06.00 Chapter Summary
1. Electrolysis Principles
General Principles of Electrolysis
- Electrolysis: A process where an electric current is passed through a molten or aqueous ionic compound, causing it to decompose into its constituent elements.
- Molten Ionic Compounds: Conduct electricity as ions are free to move.
- Aqueous Solutions: Conduct electricity due to the presence of free ions from both the dissolved ionic compound and water.
- Covalent Compounds: Do not conduct electricity and thus do not undergo electrolysis.

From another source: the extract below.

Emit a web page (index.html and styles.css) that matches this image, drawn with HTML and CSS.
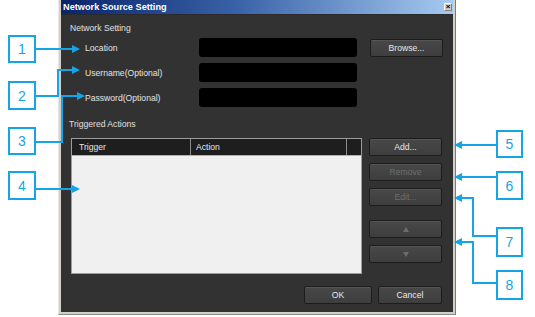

- Solid Ionic Compounds: Do not conduct electricity because ions are fixed in place and cannot move.
Key Components of an Electrolytic Cell
- Electrodes:
- Anode: Positive electrode where oxidation occurs; attracts anions (negative ions).
- Cathode: Negative electrode where reduction occurs; attracts cations (positive ions).
- Material: Typically made of metal or graphite. Inert electrodes (e.g., graphite or platinum) are preferred to prevent side reactions.
- Electrolyte: The molten or dissolved ionic compound that allows ion movement and conducts electricity.
Charge Transfer in Electrolysis
- External Circuit: Electrons flow from the anode to the cathode via the power supply.
- Internal Circuit (Electrolyte):
- Cations (e.g., Na⁺, Cu²⁺) move to the cathode, gain electrons, and are reduced.
- Anions (e.g., Cl⁻, Br⁻) move to the anode, lose electrons, and are oxidized.
- Charge Carriers:
- External Circuit: Electrons.
- Electrolyte: Ions (cations and anions).
Mnemonics to Remember Key Concepts
- PANIC:
- Positive = Anode
- Negative = Cathode
- OIL RIG:
- Oxidation Is Loss (of electrons)
- Reduction Is Gain (of electrons)
- RED CAT & AN OX:
- REDuction at the CAthode
- ANode for OXidation
2. Electrolysis of Molten Compounds
Binary Ionic Compounds
- Definition: Compounds consisting of two elements bonded ionically (e.g., PbBr₂, KCl).
- Electrolysis Products:
- Cathode: Metal (reduction of cations).
- Anode: Non-metal (oxidation of anions).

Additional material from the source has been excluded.